> [DATA SECTION]
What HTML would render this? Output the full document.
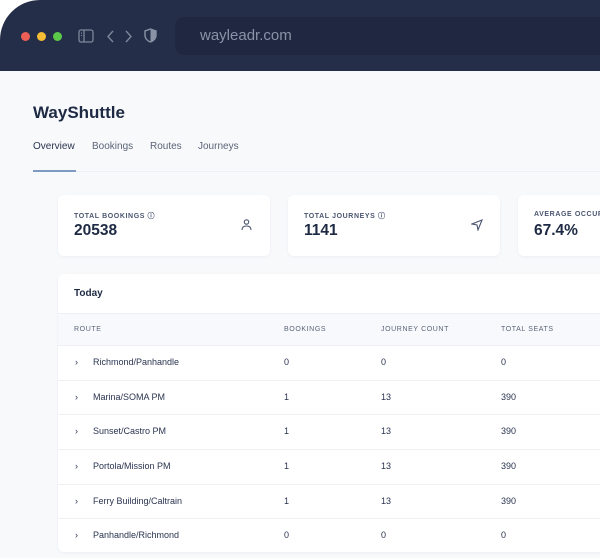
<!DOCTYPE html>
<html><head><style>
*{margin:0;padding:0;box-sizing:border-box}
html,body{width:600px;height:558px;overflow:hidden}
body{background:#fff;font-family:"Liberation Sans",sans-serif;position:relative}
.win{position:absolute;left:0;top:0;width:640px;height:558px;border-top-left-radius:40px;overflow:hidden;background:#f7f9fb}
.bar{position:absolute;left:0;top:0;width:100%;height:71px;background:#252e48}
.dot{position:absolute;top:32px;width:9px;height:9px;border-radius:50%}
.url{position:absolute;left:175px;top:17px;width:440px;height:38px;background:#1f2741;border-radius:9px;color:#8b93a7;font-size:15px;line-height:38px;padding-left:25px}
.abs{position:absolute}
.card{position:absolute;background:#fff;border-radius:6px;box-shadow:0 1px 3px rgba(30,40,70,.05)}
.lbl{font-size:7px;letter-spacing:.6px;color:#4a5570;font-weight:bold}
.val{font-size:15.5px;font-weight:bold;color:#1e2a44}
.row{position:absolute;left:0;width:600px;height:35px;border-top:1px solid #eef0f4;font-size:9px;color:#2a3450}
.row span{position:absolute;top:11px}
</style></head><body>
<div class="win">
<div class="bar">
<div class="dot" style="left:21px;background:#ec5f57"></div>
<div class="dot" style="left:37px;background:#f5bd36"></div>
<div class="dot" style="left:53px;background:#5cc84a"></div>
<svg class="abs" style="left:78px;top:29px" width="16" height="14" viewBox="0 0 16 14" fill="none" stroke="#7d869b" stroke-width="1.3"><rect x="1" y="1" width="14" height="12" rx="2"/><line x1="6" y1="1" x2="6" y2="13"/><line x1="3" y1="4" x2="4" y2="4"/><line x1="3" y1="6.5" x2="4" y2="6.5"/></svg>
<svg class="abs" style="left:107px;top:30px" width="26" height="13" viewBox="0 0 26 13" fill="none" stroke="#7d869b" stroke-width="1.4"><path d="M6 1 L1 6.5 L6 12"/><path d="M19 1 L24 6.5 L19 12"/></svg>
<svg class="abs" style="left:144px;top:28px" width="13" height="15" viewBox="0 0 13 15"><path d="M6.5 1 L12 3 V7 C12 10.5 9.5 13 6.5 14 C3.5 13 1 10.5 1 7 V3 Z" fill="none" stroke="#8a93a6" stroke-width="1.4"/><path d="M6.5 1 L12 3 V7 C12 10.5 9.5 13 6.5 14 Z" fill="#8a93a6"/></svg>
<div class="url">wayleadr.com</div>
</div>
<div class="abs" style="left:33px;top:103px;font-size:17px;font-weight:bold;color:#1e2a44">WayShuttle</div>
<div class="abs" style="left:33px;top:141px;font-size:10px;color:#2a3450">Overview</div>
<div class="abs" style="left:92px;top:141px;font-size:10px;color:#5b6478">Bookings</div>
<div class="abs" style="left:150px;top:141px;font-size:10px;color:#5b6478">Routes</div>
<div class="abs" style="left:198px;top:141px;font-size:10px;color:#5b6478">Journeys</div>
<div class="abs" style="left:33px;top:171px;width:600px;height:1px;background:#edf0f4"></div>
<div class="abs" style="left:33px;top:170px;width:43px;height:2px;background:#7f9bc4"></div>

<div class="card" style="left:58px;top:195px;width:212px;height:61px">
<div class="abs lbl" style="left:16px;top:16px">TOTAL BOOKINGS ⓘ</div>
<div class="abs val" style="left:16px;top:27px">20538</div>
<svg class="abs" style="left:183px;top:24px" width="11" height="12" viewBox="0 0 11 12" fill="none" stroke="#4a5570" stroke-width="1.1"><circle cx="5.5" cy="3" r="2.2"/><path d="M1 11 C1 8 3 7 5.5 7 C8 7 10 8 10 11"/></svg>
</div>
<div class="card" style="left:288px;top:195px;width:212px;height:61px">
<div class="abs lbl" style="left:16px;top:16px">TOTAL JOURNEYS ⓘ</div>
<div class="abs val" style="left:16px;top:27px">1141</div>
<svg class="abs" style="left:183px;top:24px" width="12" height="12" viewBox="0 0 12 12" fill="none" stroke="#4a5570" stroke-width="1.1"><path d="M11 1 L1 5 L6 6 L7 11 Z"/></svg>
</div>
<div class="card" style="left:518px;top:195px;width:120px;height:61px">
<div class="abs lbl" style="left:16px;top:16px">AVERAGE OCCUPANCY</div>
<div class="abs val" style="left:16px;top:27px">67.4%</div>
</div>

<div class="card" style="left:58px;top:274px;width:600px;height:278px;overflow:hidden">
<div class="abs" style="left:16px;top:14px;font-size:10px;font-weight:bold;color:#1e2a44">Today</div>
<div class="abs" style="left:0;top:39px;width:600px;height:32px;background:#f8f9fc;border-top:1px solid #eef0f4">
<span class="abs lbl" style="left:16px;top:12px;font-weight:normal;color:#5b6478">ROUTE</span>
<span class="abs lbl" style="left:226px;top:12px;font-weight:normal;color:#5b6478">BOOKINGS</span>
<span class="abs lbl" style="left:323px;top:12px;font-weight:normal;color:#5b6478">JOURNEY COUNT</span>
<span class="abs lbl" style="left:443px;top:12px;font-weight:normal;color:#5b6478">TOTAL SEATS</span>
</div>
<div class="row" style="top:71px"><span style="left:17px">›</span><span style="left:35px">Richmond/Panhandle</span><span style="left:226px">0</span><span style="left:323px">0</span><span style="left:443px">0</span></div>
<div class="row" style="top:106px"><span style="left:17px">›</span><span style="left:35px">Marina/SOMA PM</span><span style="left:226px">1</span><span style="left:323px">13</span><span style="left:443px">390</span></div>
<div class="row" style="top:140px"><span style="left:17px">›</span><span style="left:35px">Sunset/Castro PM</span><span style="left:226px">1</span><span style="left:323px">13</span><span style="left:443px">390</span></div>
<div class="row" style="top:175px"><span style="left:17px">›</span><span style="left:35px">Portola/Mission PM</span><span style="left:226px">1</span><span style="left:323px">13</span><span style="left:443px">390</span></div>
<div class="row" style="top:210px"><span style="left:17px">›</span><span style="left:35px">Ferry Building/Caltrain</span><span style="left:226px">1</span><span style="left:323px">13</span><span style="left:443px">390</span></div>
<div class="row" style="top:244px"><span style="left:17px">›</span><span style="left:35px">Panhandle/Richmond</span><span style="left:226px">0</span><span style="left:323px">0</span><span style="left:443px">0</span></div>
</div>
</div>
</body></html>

> [TASK PROMPT]
Your copy of the data should match it exactly, except that pictures are left out.

> [SOLUTION FOR THIS PROBLEM]
What HTML would render this? Output the full document.
<!DOCTYPE html>
<html><head><style>
*{margin:0;padding:0;box-sizing:border-box}
html,body{width:600px;height:558px;overflow:hidden}
body{background:#fff;font-family:"Liberation Sans",sans-serif;position:relative}
.win{position:absolute;left:0;top:0;width:640px;height:558px;border-top-left-radius:40px;overflow:hidden;background:#f7f9fb}
.bar{position:absolute;left:0;top:0;width:100%;height:71px;background:#252e48}
.dot{position:absolute;top:32px;width:9px;height:9px;border-radius:50%}
.url{position:absolute;left:175px;top:17px;width:440px;height:38px;background:#1f2741;border-radius:9px;color:#8b93a7;font-size:15px;line-height:38px;padding-left:25px}
.abs{position:absolute}
.card{position:absolute;background:#fff;border-radius:6px;box-shadow:0 1px 3px rgba(30,40,70,.05)}
.lbl{font-size:7px;letter-spacing:.6px;color:#4a5570;font-weight:bold}
.val{font-size:15.5px;font-weight:bold;color:#1e2a44}
.row{position:absolute;left:0;width:600px;height:35px;border-top:1px solid #eef0f4;font-size:9px;color:#2a3450}
.row span{position:absolute;top:11px}
</style></head><body>
<div class="win">
<div class="bar">
<div class="dot" style="left:21px;background:#ec5f57"></div>
<div class="dot" style="left:37px;background:#f5bd36"></div>
<div class="dot" style="left:53px;background:#5cc84a"></div>
<svg class="abs" style="left:78px;top:29px" width="16" height="14" viewBox="0 0 16 14" fill="none" stroke="#7d869b" stroke-width="1.3"><rect x="1" y="1" width="14" height="12" rx="2"/><line x1="6" y1="1" x2="6" y2="13"/><line x1="3" y1="4" x2="4" y2="4"/><line x1="3" y1="6.5" x2="4" y2="6.5"/></svg>
<svg class="abs" style="left:107px;top:30px" width="26" height="13" viewBox="0 0 26 13" fill="none" stroke="#7d869b" stroke-width="1.4"><path d="M6 1 L1 6.5 L6 12"/><path d="M19 1 L24 6.5 L19 12"/></svg>
<svg class="abs" style="left:144px;top:28px" width="13" height="15" viewBox="0 0 13 15"><path d="M6.5 1 L12 3 V7 C12 10.5 9.5 13 6.5 14 C3.5 13 1 10.5 1 7 V3 Z" fill="none" stroke="#8a93a6" stroke-width="1.4"/><path d="M6.5 1 L12 3 V7 C12 10.5 9.5 13 6.5 14 Z" fill="#8a93a6"/></svg>
<div class="url">wayleadr.com</div>
</div>
<div class="abs" style="left:33px;top:103px;font-size:17px;font-weight:bold;color:#1e2a44">WayShuttle</div>
<div class="abs" style="left:33px;top:141px;font-size:10px;color:#2a3450">Overview</div>
<div class="abs" style="left:92px;top:141px;font-size:10px;color:#5b6478">Bookings</div>
<div class="abs" style="left:150px;top:141px;font-size:10px;color:#5b6478">Routes</div>
<div class="abs" style="left:198px;top:141px;font-size:10px;color:#5b6478">Journeys</div>
<div class="abs" style="left:33px;top:171px;width:600px;height:1px;background:#edf0f4"></div>
<div class="abs" style="left:33px;top:170px;width:43px;height:2px;background:#7f9bc4"></div>

<div class="card" style="left:58px;top:195px;width:212px;height:61px">
<div class="abs lbl" style="left:16px;top:16px">TOTAL BOOKINGS ⓘ</div>
<div class="abs val" style="left:16px;top:27px">20538</div>
<svg class="abs" style="left:183px;top:24px" width="11" height="12" viewBox="0 0 11 12" fill="none" stroke="#4a5570" stroke-width="1.1"><circle cx="5.5" cy="3" r="2.2"/><path d="M1 11 C1 8 3 7 5.5 7 C8 7 10 8 10 11"/></svg>
</div>
<div class="card" style="left:288px;top:195px;width:212px;height:61px">
<div class="abs lbl" style="left:16px;top:16px">TOTAL JOURNEYS ⓘ</div>
<div class="abs val" style="left:16px;top:27px">1141</div>
<svg class="abs" style="left:183px;top:24px" width="12" height="12" viewBox="0 0 12 12" fill="none" stroke="#4a5570" stroke-width="1.1"><path d="M11 1 L1 5 L6 6 L7 11 Z"/></svg>
</div>
<div class="card" style="left:518px;top:195px;width:120px;height:61px">
<div class="abs lbl" style="left:16px;top:16px">AVERAGE OCCUPANCY</div>
<div class="abs val" style="left:16px;top:27px">67.4%</div>
</div>

<div class="card" style="left:58px;top:274px;width:600px;height:278px;overflow:hidden">
<div class="abs" style="left:16px;top:14px;font-size:10px;font-weight:bold;color:#1e2a44">Today</div>
<div class="abs" style="left:0;top:39px;width:600px;height:32px;background:#f8f9fc;border-top:1px solid #eef0f4">
<span class="abs lbl" style="left:16px;top:12px;font-weight:normal;color:#5b6478">ROUTE</span>
<span class="abs lbl" style="left:226px;top:12px;font-weight:normal;color:#5b6478">BOOKINGS</span>
<span class="abs lbl" style="left:323px;top:12px;font-weight:normal;color:#5b6478">JOURNEY COUNT</span>
<span class="abs lbl" style="left:443px;top:12px;font-weight:normal;color:#5b6478">TOTAL SEATS</span>
</div>
<div class="row" style="top:71px"><span style="left:17px">›</span><span style="left:35px">Richmond/Panhandle</span><span style="left:226px">0</span><span style="left:323px">0</span><span style="left:443px">0</span></div>
<div class="row" style="top:106px"><span style="left:17px">›</span><span style="left:35px">Marina/SOMA PM</span><span style="left:226px">1</span><span style="left:323px">13</span><span style="left:443px">390</span></div>
<div class="row" style="top:140px"><span style="left:17px">›</span><span style="left:35px">Sunset/Castro PM</span><span style="left:226px">1</span><span style="left:323px">13</span><span style="left:443px">390</span></div>
<div class="row" style="top:175px"><span style="left:17px">›</span><span style="left:35px">Portola/Mission PM</span><span style="left:226px">1</span><span style="left:323px">13</span><span style="left:443px">390</span></div>
<div class="row" style="top:210px"><span style="left:17px">›</span><span style="left:35px">Ferry Building/Caltrain</span><span style="left:226px">1</span><span style="left:323px">13</span><span style="left:443px">390</span></div>
<div class="row" style="top:244px"><span style="left:17px">›</span><span style="left:35px">Panhandle/Richmond</span><span style="left:226px">0</span><span style="left:323px">0</span><span style="left:443px">0</span></div>
</div>
</div>
</body></html>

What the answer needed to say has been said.